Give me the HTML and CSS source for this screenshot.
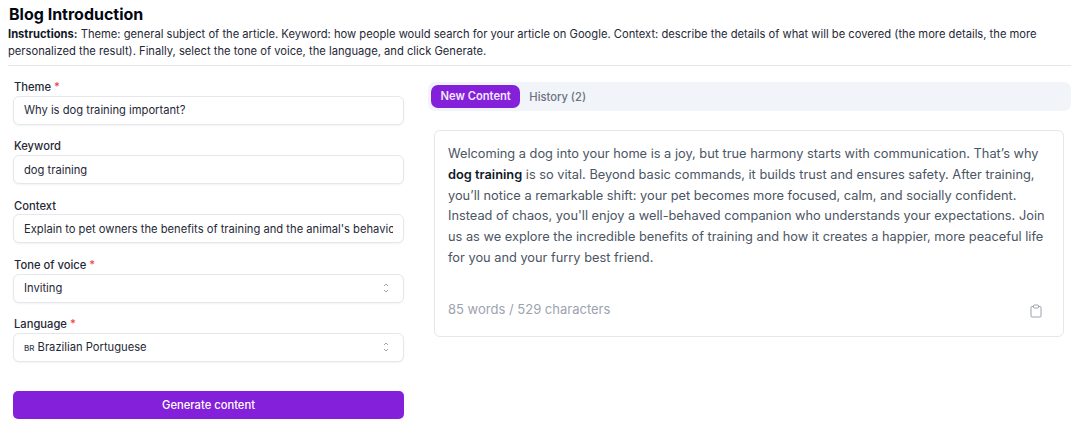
FILE: index.html
```html
<!DOCTYPE html>
<html lang="en">
<head>
    <meta charset="UTF-8">
    <meta name="viewport" content="width=device-width, initial-scale=1.0">
    <title>Blog Introduction</title>
    <link rel="stylesheet" href="styles.css">
</head>
<body>
    <header class="page-head">
        <h1>Blog Introduction</h1>
        <p><strong>Instructions:</strong> Theme: general subject of the article. Keyword: how people would search for your article on Google. Context: describe the details of what will be covered (the more details, the more personalized the result). Finally, select the tone of voice, the language, and click Generate.</p>
    </header>
    <main class="layout">
        <form class="form">
            <div class="field">
                <label>Theme <span class="req">*</span></label>
                <input class="control" type="text" value="Why is dog training important?">
            </div>
            <div class="field">
                <label>Keyword</label>
                <input class="control" type="text" value="dog training">
            </div>
            <div class="field">
                <label>Context</label>
                <input class="control" type="text" value="Explain to pet owners the benefits of training and the animal's behavior changes">
            </div>
            <div class="field">
                <label>Tone of voice <span class="req">*</span></label>
                <div class="control select">
                    <span>Inviting</span>
                    <svg class="updown" viewBox="0 0 8 12" width="8" height="12"><path d="M2 4 4 2l2 2M2 8l2 2 2-2"/></svg>
                </div>
            </div>
            <div class="field">
                <label>Language <span class="req">*</span></label>
                <div class="control select">
                    <span><span class="flag">BR</span> Brazilian Portuguese</span>
                    <svg class="updown" viewBox="0 0 8 12" width="8" height="12"><path d="M2 4 4 2l2 2M2 8l2 2 2-2"/></svg>
                </div>
            </div>
            <button class="generate" type="button">Generate content</button>
        </form>
        <section class="output">
            <div class="tabs">
                <span class="tab active">New Content</span>
                <span class="tab">History (2)</span>
            </div>
            <article class="result">
                <p>Welcoming a dog into your home is a joy, but true harmony starts with communication. That’s why <strong>dog training</strong> is so vital. Beyond basic commands, it builds trust and ensures safety. After training, you’ll notice a remarkable shift: your pet becomes more focused, calm, and socially confident. Instead of chaos, you'll enjoy a well-behaved companion who understands your expectations. Join us as we explore the incredible benefits of training and how it creates a happier, more peaceful life for you and your furry best friend.</p>
                <div class="result-foot">
                    <span>85 words / 529 characters</span>
                    <svg class="copy" viewBox="0 0 12 14" width="12" height="14"><path d="M3.500 2.500H2a1 1 0 0 0-1 1v8.500a1 1 0 0 0 1 1h8a1 1 0 0 0 1-1V3.500a1 1 0 0 0-1-1H8.500"/><rect x="3.500" y="1" width="5" height="3" rx=".7"/></svg>
                </div>
            </article>
        </section>
    </main>
</body>
</html>
```

FILE: styles.css
```css
* {
    box-sizing: border-box;
}

body {
    font-family: Inter, "Liberation Sans", sans-serif;
    background-color: #fff;
    color: #111827;
    margin: 0;
    padding: 4px 7px 0 8px;
}

.page-head {
    border-bottom: 1px solid #e5e7eb;
    padding-bottom: 5px;
}

h1 {
    font-size: 16px;
    font-weight: 700;
    line-height: 20px;
    margin: 0 0 2px 1px;
    color: #030712;
}

.page-head p {
    font-size: 11.2px;
    line-height: 17px;
    margin: 0;
    color: #1f2937;
}

.page-head strong {
    font-weight: 700;
    color: #111827;
}

.layout {
    display: grid;
    grid-template-columns: 391px 641px;
    column-gap: 25px;
    padding: 13px 0 0 5px;
    align-items: start;
}

.form {
    display: flex;
    flex-direction: column;
    gap: 13.5px;
}

.field label {
    display: block;
    font-size: 11.2px;
    line-height: 16.8px;
    font-weight: 500;
    margin-left: 1px;
    color: #1f2937;
}

.req {
    color: #ef4444;
}

.control {
    display: flex;
    align-items: center;
    width: 100%;
    height: 29px;
    padding: 0 10px;
    font-family: inherit;
    font-size: 11.2px;
    color: #1f2937;
    background: #fff;
    border: 1px solid #e5e7eb;
    border-radius: 6px;
    box-shadow: 0 1px 2px rgba(0, 0, 0, 0.05);
}

.select {
    justify-content: space-between;
}

.flag {
    font-size: 8px;
    font-weight: 500;
    color: #374151;
}

.updown {
    fill: none;
    stroke: #9ca3af;
    stroke-width: 1;
    margin-right: 3px;
}

.generate {
    height: 28px;
    margin-top: 15.5px;
    font-family: inherit;
    font-size: 11.2px;
    font-weight: 500;
    color: #fff;
    background-color: #8420d9;
    border: none;
    border-radius: 5px;
}

.tabs {
    display: flex;
    align-items: center;
    gap: 9px;
    height: 29px;
    margin: 3px -1px 0 -1px;
    padding: 0 3px;
    background-color: #f1f5f9;
    border-radius: 7px;
}

.tab {
    font-size: 11.2px;
    font-weight: 500;
    color: #6b7280;
}

.tab.active {
    font-weight: 600;
    color: #f3e8ff;
    background-color: #8420d9;
    border-radius: 7px;
    padding: 4px 9.5px;
    line-height: 15px;
}

.result {
    margin: 19px 6px 0 5px;
    height: 207px;
    padding: 13px 14px 13px 13px;
    border: 1px solid #e5e7eb;
    border-radius: 6px;
}

.result p {
    font-size: 12.8px;
    line-height: 20.8px;
    margin: 0;
    color: #4b5563;
}

.result strong {
    font-weight: 600;
    color: #111827;
}

.result-foot {
    display: flex;
    justify-content: space-between;
    align-items: flex-start;
    margin-top: 32px;
    font-size: 13px;
    color: #9ca3af;
}

.copy {
    fill: none;
    stroke: #9ca3af;
    stroke-width: 1;
    margin: 3px 7px 0 0;
}
```
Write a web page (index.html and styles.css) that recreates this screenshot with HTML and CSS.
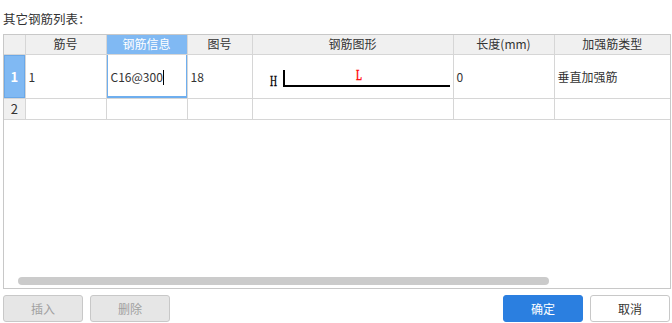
FILE: index.html
```html
<!DOCTYPE html>
<html lang="zh-CN">
<head>
    <meta charset="UTF-8">
    <title>其它钢筋列表</title>
    <link rel="stylesheet" href="styles.css">
</head>
<body>
    <div class="panel">
        <div class="panel-title">其它钢筋列表：</div>

        <div class="grid-box">
            <table class="grid">
                <colgroup>
                    <col class="c-idx">
                    <col class="c-no">
                    <col class="c-info">
                    <col class="c-fig">
                    <col class="c-shape">
                    <col class="c-len">
                    <col class="c-type">
                </colgroup>
                <thead>
                    <tr>
                        <th></th>
                        <th>筋号</th>
                        <th class="active">钢筋信息</th>
                        <th>图号</th>
                        <th>钢筋图形</th>
                        <th>长度(mm)</th>
                        <th>加强筋类型</th>
                    </tr>
                </thead>
                <tbody>
                    <tr class="row-tall">
                        <td class="idx current">1</td>
                        <td>1</td>
                        <td class="editing">C16@300<span class="caret"></span></td>
                        <td>18</td>
                        <td class="shape">
                            <svg width="200" height="43" viewBox="0 0 200 43">
                                <text x="17" y="31" class="dim" textLength="7" lengthAdjust="spacingAndGlyphs">H</text>
                                <text x="103" y="25" class="dim red" textLength="6" lengthAdjust="spacingAndGlyphs">L</text>
                                <path d="M31 15 V31 H197" fill="none" stroke="#000" stroke-width="2"/>
                            </svg>
                        </td>
                        <td>0</td>
                        <td>垂直加强筋</td>
                    </tr>
                    <tr>
                        <td class="idx">2</td>
                        <td></td>
                        <td></td>
                        <td></td>
                        <td></td>
                        <td></td>
                        <td></td>
                    </tr>
                </tbody>
            </table>
            <div class="hscroll"></div>
        </div>

        <div class="actions">
            <button class="btn disabled">插入</button>
            <button class="btn disabled">删除</button>
            <span class="spacer"></span>
            <button class="btn primary">确定</button>
            <button class="btn">取消</button>
        </div>
    </div>
</body>
</html>
```

FILE: styles.css
```css
* {
    margin: 0;
    padding: 0;
    box-sizing: border-box;
}

body {
    background: #fff;
    font-family: "Noto Sans CJK SC", "Liberation Sans", sans-serif;
    font-size: 12px;
    color: #333;
}

.panel {
    width: 672px;
    padding: 0 2px 0 3px;
}

.panel-title {
    height: 34px;
    padding-top: 11px;
    line-height: 16px;
    font-size: 12.5px;
}

.grid-box {
    width: 668px;
    height: 255px;
    border: 1px solid #c8c8c8;
    display: flex;
    flex-direction: column;
}

.grid {
    border-collapse: collapse;
    table-layout: fixed;
    width: 666px;
}

.c-idx { width: 21px; }
.c-no { width: 81px; }
.c-info { width: 81px; }
.c-fig { width: 65px; }
.c-shape { width: 201px; }
.c-len { width: 101px; }
.c-type { width: 116px; }

.grid th,
.grid td {
    border-right: 1px solid #d6d6d6;
    border-bottom: 1px solid #d6d6d6;
    white-space: nowrap;
    overflow: hidden;
}

.grid th:last-child,
.grid td:last-child {
    border-right: none;
}

.grid th {
    height: 19px;
    background: #f0f0f0;
    font-weight: normal;
    text-align: center;
    line-height: 18px;
}

.grid th.active {
    background: #80b9f3;
    color: #fff;
}

.grid td {
    height: 21px;
    padding: 0 3px;
    vertical-align: middle;
}

.grid .row-tall td {
    height: 44px;
}

.grid td.idx {
    background: #f0f0f0;
    text-align: center;
    padding: 0;
    font-size: 13px;
}

.grid td.idx.current {
    background: #80b9f3;
    color: #fff;
    font-weight: bold;
    box-shadow: inset 0 0 0 1px #6aa8e8;
}

.grid td.editing {
    position: relative;
    padding-left: 4px;
}

.grid td.editing::after {
    content: "";
    position: absolute;
    top: -2px;
    left: -1px;
    right: -1px;
    bottom: 0;
    border: 2px solid #6eaeee;
}

.caret {
    display: inline-block;
    width: 1px;
    height: 15px;
    background: #000;
    vertical-align: -3px;
}

.grid td.shape {
    padding: 0;
}

.shape svg {
    display: block;
}

.dim {
    font-family: "Liberation Serif", "DejaVu Serif", serif;
    font-size: 15px;
    font-weight: normal;
    fill: #000;
    stroke: #000;
    stroke-width: 0.35px;
}

.dim.red {
    fill: #f00;
    stroke: #f00;
    stroke-width: 0.5px;
}

.hscroll {
    margin: auto 0 3px 14px;
    width: 531px;
    height: 8px;
    border-radius: 4px;
    background: #cbcbcb;
}

.actions {
    display: flex;
    margin-top: 6px;
    gap: 7px;
}

.spacer {
    flex: 1;
}

.btn {
    width: 80px;
    height: 27px;
    border: 1px solid #c8c8c8;
    border-radius: 3px;
    background: #fff;
    color: #333;
    font-family: inherit;
    font-size: 12px;
}

.btn.disabled {
    background: #e6e6e6;
    color: #a0a0a0;
}

.btn.primary {
    background: #2b7fe0;
    border-color: #2b7fe0;
    color: #fff;
}
```
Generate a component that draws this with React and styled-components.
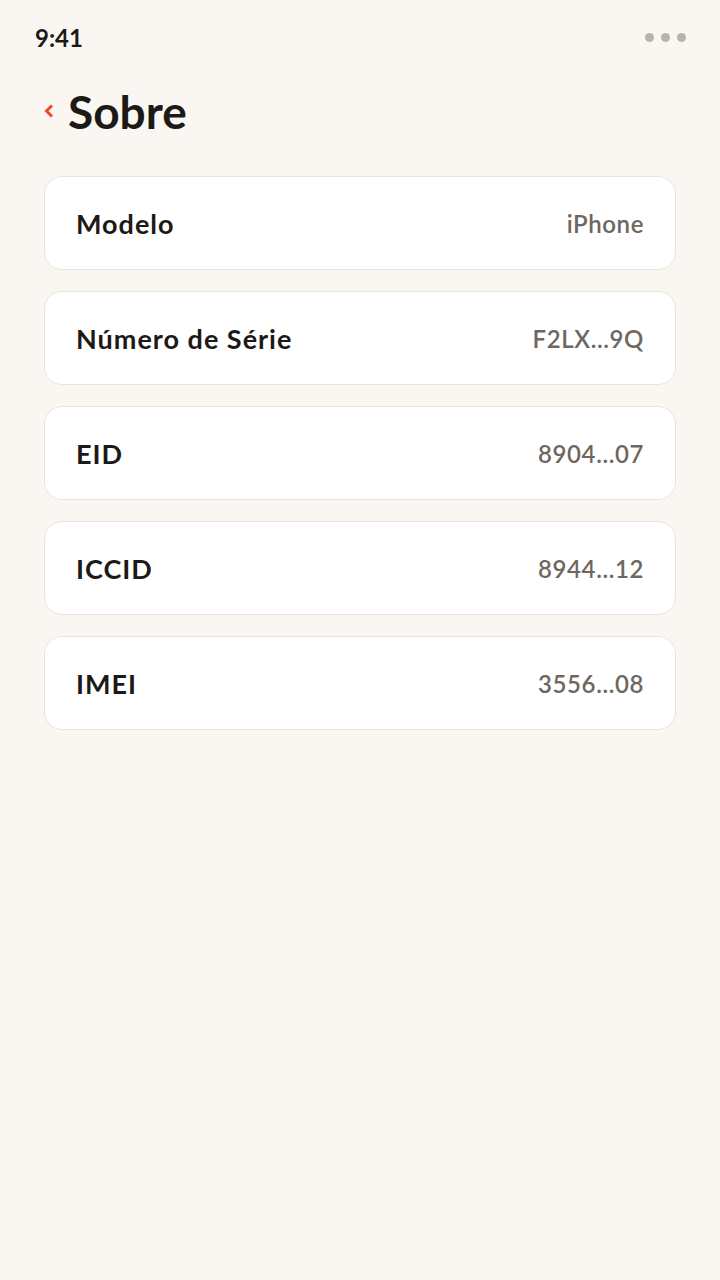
import styled, { createGlobalStyle } from "styled-components";

const GlobalStyle = createGlobalStyle`
  html, body {
    margin: 0;
    padding: 0;
    background: #faf7f2;
  }
  body {
    font-family: "Lato", "Noto Sans", sans-serif;
  }
`;

const items = [
  { label: "Modelo", value: "iPhone" },
  { label: "Número de Série", value: "F2LX...9Q" },
  { label: "EID", value: "8904...07" },
  { label: "ICCID", value: "8944...12" },
  { label: "IMEI", value: "3556...08" },
];

const App = () => {
  return (
    <Page>
      <GlobalStyle />
      <StatusBar>
        <Time>9:41</Time>
        <Dots>
          <Dot />
          <Dot />
          <Dot />
        </Dots>
      </StatusBar>
      <Header>
        <BackButton aria-label="Voltar">
          <svg width="10" height="14" viewBox="0 0 10 14">
            <path d="M8 1.5 L2.5 7 L8 12.5" fill="none" stroke="#f0472a" strokeWidth="3" />
          </svg>
        </BackButton>
        <Title>Sobre</Title>
      </Header>
      <List>
        {items.map((item) => (
          <Card key={item.label}>
            <Label>{item.label}</Label>
            <Value>{item.value}</Value>
          </Card>
        ))}
      </List>
    </Page>
  );
};

export default App;

const Page = styled.div`
  min-height: 1280px;
  background: #faf7f2;
  padding: 0 44px;
  box-sizing: border-box;
`;

const StatusBar = styled.div`
  height: 74px;
  display: flex;
  justify-content: space-between;
  align-items: center;
`;

const Time = styled.span`
  margin-left: -9px;
  font-size: 24px;
  font-weight: 700;
  color: #1c1917;
`;

const Dots = styled.div`
  display: flex;
  gap: 7px;
  margin-right: -10px;
`;

const Dot = styled.span`
  width: 9px;
  height: 9px;
  border-radius: 50%;
  background: #b9b1aa;
`;

const Header = styled.div`
  display: flex;
  align-items: center;
  gap: 14px;
  height: 74px;
  margin-bottom: 28px;
`;

const BackButton = styled.button`
  border: none;
  background: none;
  padding: 0;
  display: flex;
  align-items: center;
  cursor: pointer;
`;

const Title = styled.h1`
  margin: 0;
  font-size: 46px;
  font-weight: 700;
  color: #1c1917;
`;

const List = styled.div`
  display: flex;
  flex-direction: column;
  gap: 21px;
`;

const Card = styled.div`
  height: 94px;
  box-sizing: border-box;
  background: #ffffff;
  border: 1px solid #ebe4da;
  border-radius: 18px;
  padding: 0 31px;
  display: flex;
  align-items: center;
  justify-content: space-between;
`;

const Label = styled.span`
  font-size: 27px;
  font-weight: 700;
  letter-spacing: 1px;
  color: #1c1917;
`;

const Value = styled.span`
  font-size: 24px;
  font-weight: 600;
  letter-spacing: 0.6px;
  color: #6e6660;
`;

• [Written task] Show the lines of the material that contain the word "screenshot".

• [Worked answer]
Give me the HTML and CSS source for this screenshot.
Write a web page (index.html and styles.css) that recreates this screenshot with HTML and CSS.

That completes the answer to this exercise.